Hillary Clinton accused President Donald Trump’s ceremonial swearing-in of Supreme Court Justice Brett Kavanaugh of being a “political rally” that “further undermined the image and the integrity of the court.”
“What was done last night in the White House was a political rally,” Clinton told CNN’s Christiane Amanpour Tuesday. “And that troubles me greatly. It saddens me. Because our judicial system has been viewed as one of the main pillars of our constitutional government.”
Trump hosted a celebratory swearing-in for Kavanaugh Monday night in the White House East Room, where he thanked the Republican senators who supported the confirmation and apologized to Kavanaugh and his family for the emotional process.
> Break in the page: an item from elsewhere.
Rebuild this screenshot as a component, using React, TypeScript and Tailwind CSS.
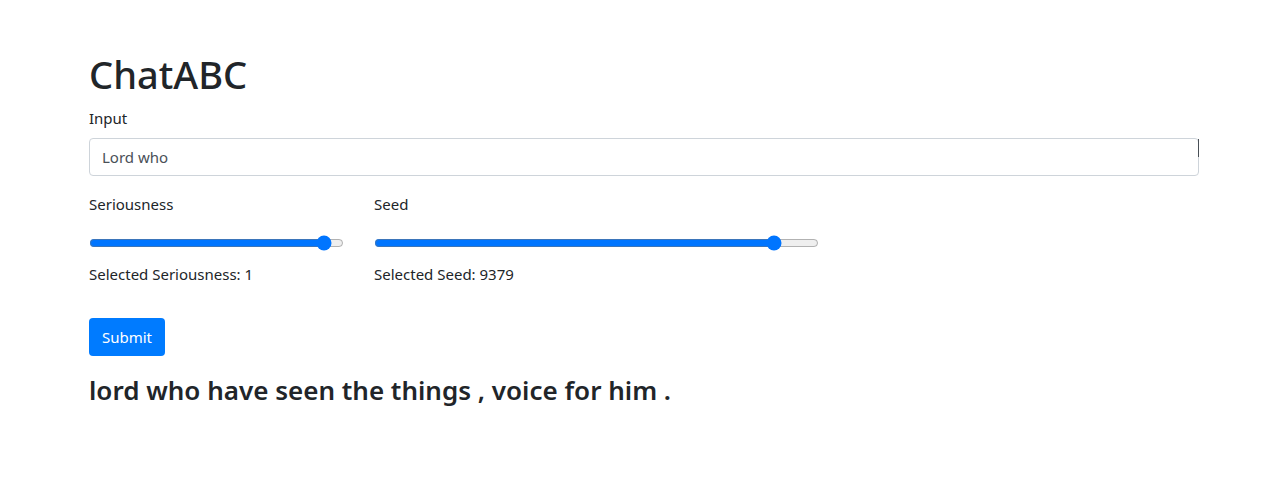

“On behalf of our nation, I want to apologize to Brett and the entire Kavanaugh family for the terrible pain and suffering you have been forced to endure,” Trump said at the live-broadcasted event, NBC News reports.
Kavanaugh’s confirmation hearings were wrought with political divide and emotional accusations, as three women came forward with allegations of sexual misconduct from Kavanaugh’s youth. The FBI’s supplemental background investigation found no corroboration for their stories, however, and Kavanaugh was narrowly approved by the Senate on Saturday.
Trump has since claimed without evidence that the masses of Americans who protested Kavanaugh’s confirmation were merely paid to be there, saying Monday that the entire confirmation process was based on “lies and deception.”
To Clinton, this reaction was no surprise.
“The president’s been true to form,” she told CNN. “He has insulted, attacked, demeaned women throughout the campaign—really for many years leading up to the campaign. And he’s continued to do that inside the White House.”
Clinton added that her husband, former President Bill Clinton, thinks Democrats need to be “tougher” moving forward.
“You cannot be civil with a political party that wants to destroy what you stand for, what you care about,” she added. “That’s why I believe, if we are fortunate enough to win back the House and or the Senate, that’s when civility can start again. But until then, the only thing Republicans seem to recognize is strength.”